Name Size Keywords Download link Reference
Course Prerequisite Relation 3.99 MB Prerequisite Relation, Relation Learning data&code ACL'17

Course Prerequisite Relation

This is the dataset of paper "Prerequisite Relation Learning for Concepts in MOOCs" in ACL 2017.

DSA and ML are the dataset of different data of course category "Data structure and Algorithm" and "Machine Learning". Each dataset contains three kinds of file: Captions, Core_concepts and Labeled file.

1. Captions file
Video captions of MOOC courses in the dataset, each line represents a video. Captions are in standard json format, each domain contains at least two courses. The text has been tokenized and labeled with POS tagging.

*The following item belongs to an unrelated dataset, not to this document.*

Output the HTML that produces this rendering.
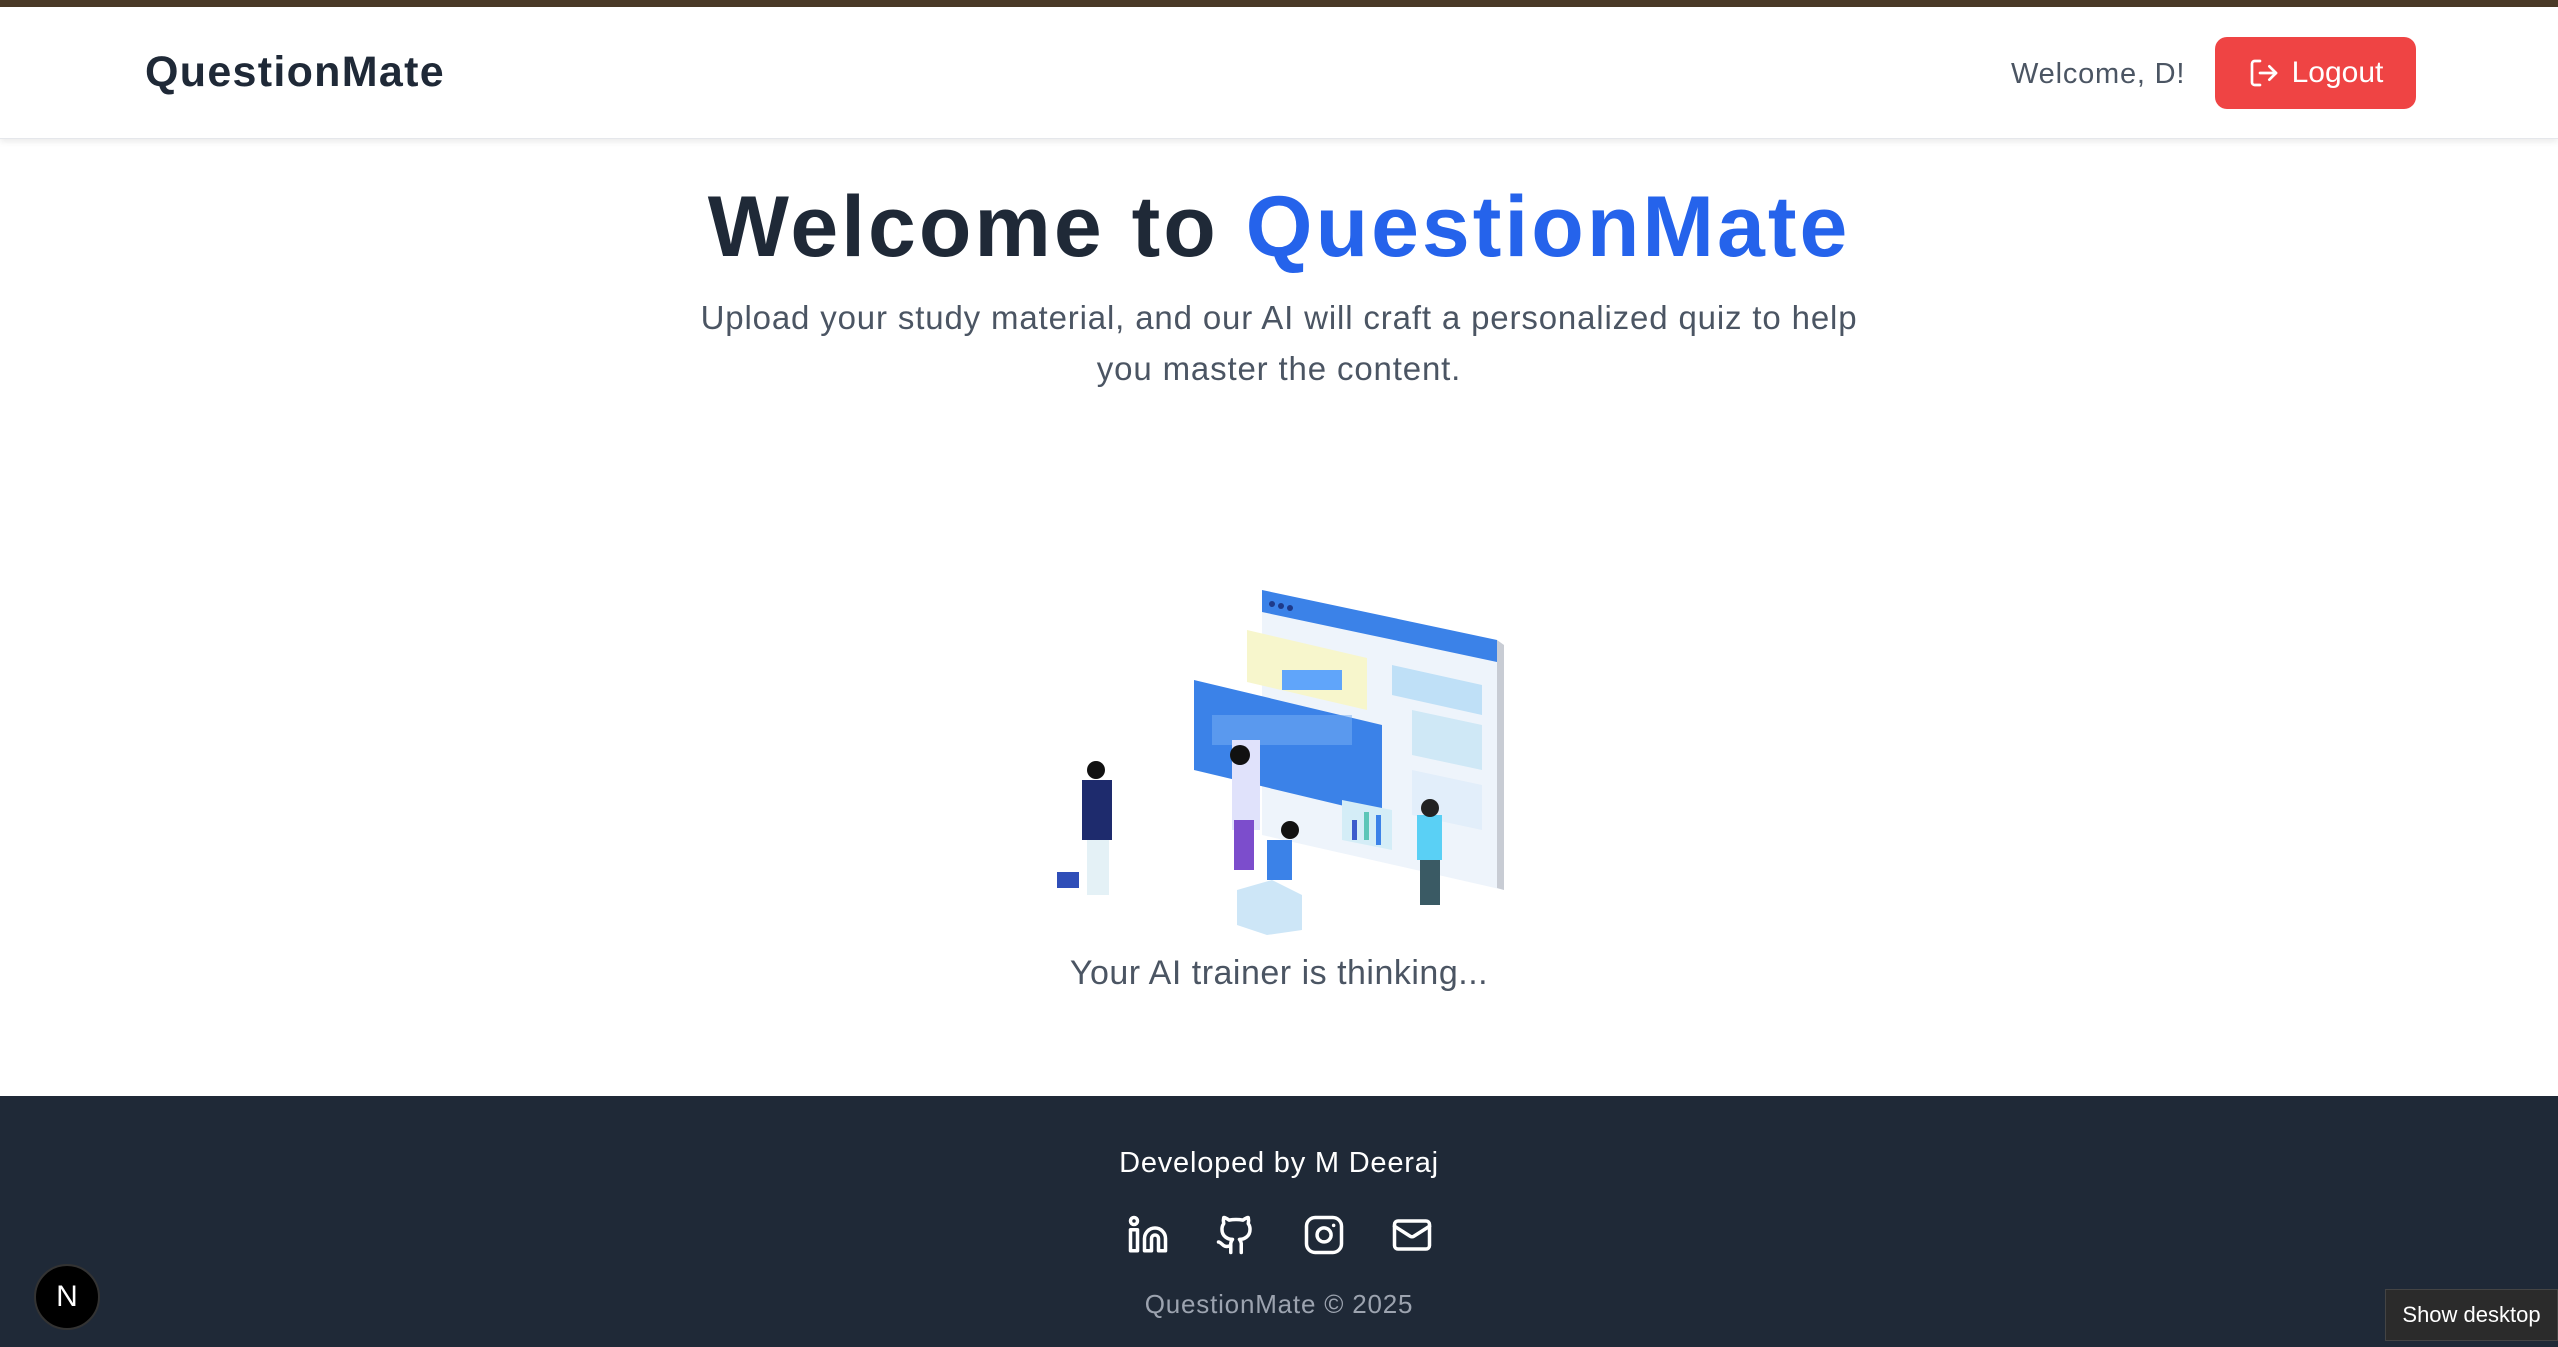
<!DOCTYPE html>
<html><head><meta charset="utf-8"><style>
*{margin:0;padding:0;box-sizing:border-box}
body{width:2558px;height:1347px;overflow:hidden;background:#fff;font-family:"Liberation Sans",sans-serif;position:relative}
.top{position:absolute;left:0;top:0;width:100%;height:7px;background:#4a3a27}
header{position:absolute;top:7px;left:0;width:100%;height:132px;background:#fff;box-shadow:0 3px 6px rgba(0,0,0,.08);border-bottom:1px solid #e5e7eb}
.logo{position:absolute;left:145px;top:41px;font-size:43px;font-weight:bold;color:#1f2937;letter-spacing:1.3px}
.wel{position:absolute;left:2011px;top:51px;font-size:29px;color:#4b5563;letter-spacing:.8px}
.btn{position:absolute;left:2215px;top:30px;width:201px;height:72px;background:#ef4444;border-radius:12px;color:#fff;font-size:30px;display:flex;align-items:center;justify-content:center;gap:12px}
h1{position:absolute;top:178px;left:0;width:100%;text-align:center;font-size:86px;font-weight:bold;color:#1f2937;letter-spacing:3px}
h1 span{color:#2563eb}
.sub{position:absolute;top:292px;left:0;width:100%;text-align:center;font-size:33px;line-height:51px;color:#4b5563;letter-spacing:.85px}
.think{position:absolute;top:954px;left:0;width:100%;text-align:center;font-size:34px;color:#4b5563;letter-spacing:.5px}
footer{position:absolute;top:1096px;left:0;width:100%;height:251px;background:#1f2937}
.dev{position:absolute;top:51px;width:100%;text-align:center;color:#fff;font-size:29px;letter-spacing:.8px}
.icons{position:absolute;top:118px;left:1127px;display:flex;gap:46px}
.copy{position:absolute;top:193px;width:100%;text-align:center;color:#9ca3af;font-size:26px;letter-spacing:.8px}
.n{position:absolute;left:34px;top:1264px;width:66px;height:66px;border-radius:50%;background:#000;border:2px solid #333;color:#fff;font-size:30px;display:flex;align-items:center;justify-content:center}
.sd{position:absolute;left:2385px;top:1289px;width:173px;height:52px;background:#2b2b2b;border:1px solid #444;color:#fff;font-size:22px;display:flex;align-items:center;justify-content:center}
</style></head><body>
<div class="top"></div>
<header>
<div class="logo">QuestionMate</div>
<div class="wel">Welcome, D!</div>
<div class="btn"><svg width="32" height="32" viewBox="0 0 24 24" fill="none" stroke="#fff" stroke-width="2" stroke-linecap="round" stroke-linejoin="round"><path d="M9 21H5a2 2 0 0 1-2-2V5a2 2 0 0 1 2-2h4"/><path d="M16 17l5-5-5-5"/><path d="M21 12H9"/></svg>Logout</div>
</header>
<h1>Welcome to <span>QuestionMate</span></h1>
<div class="sub">Upload your study material, and our AI will craft a personalized quiz to help<br>you master the content.</div>
<svg style="position:absolute;left:1052px;top:590px" width="455" height="345" viewBox="0 0 455 345">
<polygon points="210,0 452,55 452,300 210,245" fill="#eef4fb"/>
<polygon points="210,0 445,50 445,72 210,22" fill="#3b82e8"/>
<polygon points="445,50 452,55 452,300 445,298" fill="#c8ccd4"/>
<circle cx="220" cy="14" r="3" fill="#1e3a8a"/><circle cx="229" cy="16" r="3" fill="#1e3a8a"/><circle cx="238" cy="18" r="3" fill="#1e3a8a"/>
<polygon points="195,40 315,68 315,120 195,92" fill="#f7f6cc"/>
<rect x="230" y="80" width="60" height="20" fill="#60a5fa"/>
<polygon points="340,75 430,95 430,125 340,105" fill="#bfe0f7"/>
<polygon points="360,120 430,135 430,180 360,165" fill="#cfe8f6"/>
<polygon points="360,180 430,195 430,240 360,225" fill="#e2eefa"/>
<polygon points="142,90 330,135 330,225 142,180" fill="#3b82e8"/>
<rect x="160" y="125" width="140" height="30" fill="#7ab0f3" opacity=".5"/>
<polygon points="290,210 340,220 340,260 290,250" fill="#d4edf7"/>
<rect x="300" y="230" width="5" height="20" fill="#3b5bcc"/><rect x="312" y="222" width="5" height="28" fill="#5cc6b8"/><rect x="324" y="225" width="5" height="30" fill="#3b82e8"/>
<rect x="180" y="150" width="28" height="90" fill="#e0e2fb"/><rect x="182" y="230" width="20" height="50" fill="#7c4dcc"/>
<circle cx="188" cy="165" r="10" fill="#111"/>
<rect x="30" y="190" width="30" height="60" fill="#1e2b6d"/><rect x="35" y="250" width="22" height="55" fill="#e4f1f6"/><circle cx="44" cy="180" r="9" fill="#111"/>
<rect x="5" y="282" width="22" height="16" fill="#2f4eb8"/>
<polygon points="185,300 220,290 250,305 250,340 215,345 185,335" fill="#cde6f7"/>
<rect x="215" y="250" width="25" height="40" fill="#3b82e8"/><circle cx="238" cy="240" r="9" fill="#111"/>
<rect x="365" y="225" width="25" height="45" fill="#5ad0f5"/><rect x="368" y="270" width="20" height="45" fill="#3a5a64"/><circle cx="378" cy="218" r="9" fill="#222"/>
</svg>
<div class="think">Your AI trainer is thinking...</div>
<footer>
<div class="dev">Developed by M Deeraj</div>
<div class="icons">
<svg width="42" height="42" viewBox="0 0 24 24" fill="none" stroke="#fff" stroke-width="2" stroke-linecap="round" stroke-linejoin="round"><path d="M16 8a6 6 0 0 1 6 6v7h-4v-7a2 2 0 0 0-4 0v7h-4v-7a6 6 0 0 1 6-6z"/><rect x="2" y="9" width="4" height="12"/><circle cx="4" cy="4" r="2"/></svg>
<svg width="42" height="42" viewBox="0 0 24 24" fill="none" stroke="#fff" stroke-width="2" stroke-linecap="round" stroke-linejoin="round"><path d="M15 22v-4a4.8 4.8 0 0 0-1-3.5c3 0 6-2 6-5.5.08-1.25-.27-2.48-1-3.5.28-1.150.28-2.35 0-3.5 0 0-1 0-3 1.5-2.64-.5-5.360-.5-8 0C6 2 5 2 5 2c-.3 1.15-.3 2.35 0 3.5A5.4 5.4 0 0 0 4 9c0 3.5 3 5.5 6 5.5-.39.49-.68 1.05-.85 1.65S8.93 17.38 9 18v4"/><path d="M9 18c-4.51 2-5-2-7-2"/></svg>
<svg width="42" height="42" viewBox="0 0 24 24" fill="none" stroke="#fff" stroke-width="2" stroke-linecap="round" stroke-linejoin="round"><rect x="2" y="2" width="20" height="20" rx="5"/><path d="M16 11.37A4 4 0 1 1 12.63 8 4 4 0 0 1 16 11.37z"/><line x1="17.5" y1="6.5" x2="17.51" y2="6.5"/></svg>
<svg width="42" height="42" viewBox="0 0 24 24" fill="none" stroke="#fff" stroke-width="2" stroke-linecap="round" stroke-linejoin="round"><rect x="2" y="4" width="20" height="16" rx="2"/><path d="m22 7-8.97 5.7a1.94 1.94 0 0 1-2.06 0L2 7"/></svg>
</div>
<div class="copy">QuestionMate © 2025</div>
</footer>
<div class="n">N</div>
<div class="sd">Show desktop</div>
</body></html>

We select the POS tagger implemented by the Stanford NLP group.(http://nlp.stanford.edu/software/tagger.shtml).

2. Core_concepts file
Course core concepts extracted from the dataset. Each line represents a core concept of the courses' domain.

3. Labeled file
The Prerequisite Relation extracted from the dataset. Each line contains three items. Head concept, Tail concept and label. The "label" field is the human annotated label for a Relation. "1" stands for the head and tail concepts have the prerequisite relation. And w-label represents the A-B and B-A are both prerequisite.

You may use the dataset to test your prerequisite relation Extraction model or do some more talent jobs.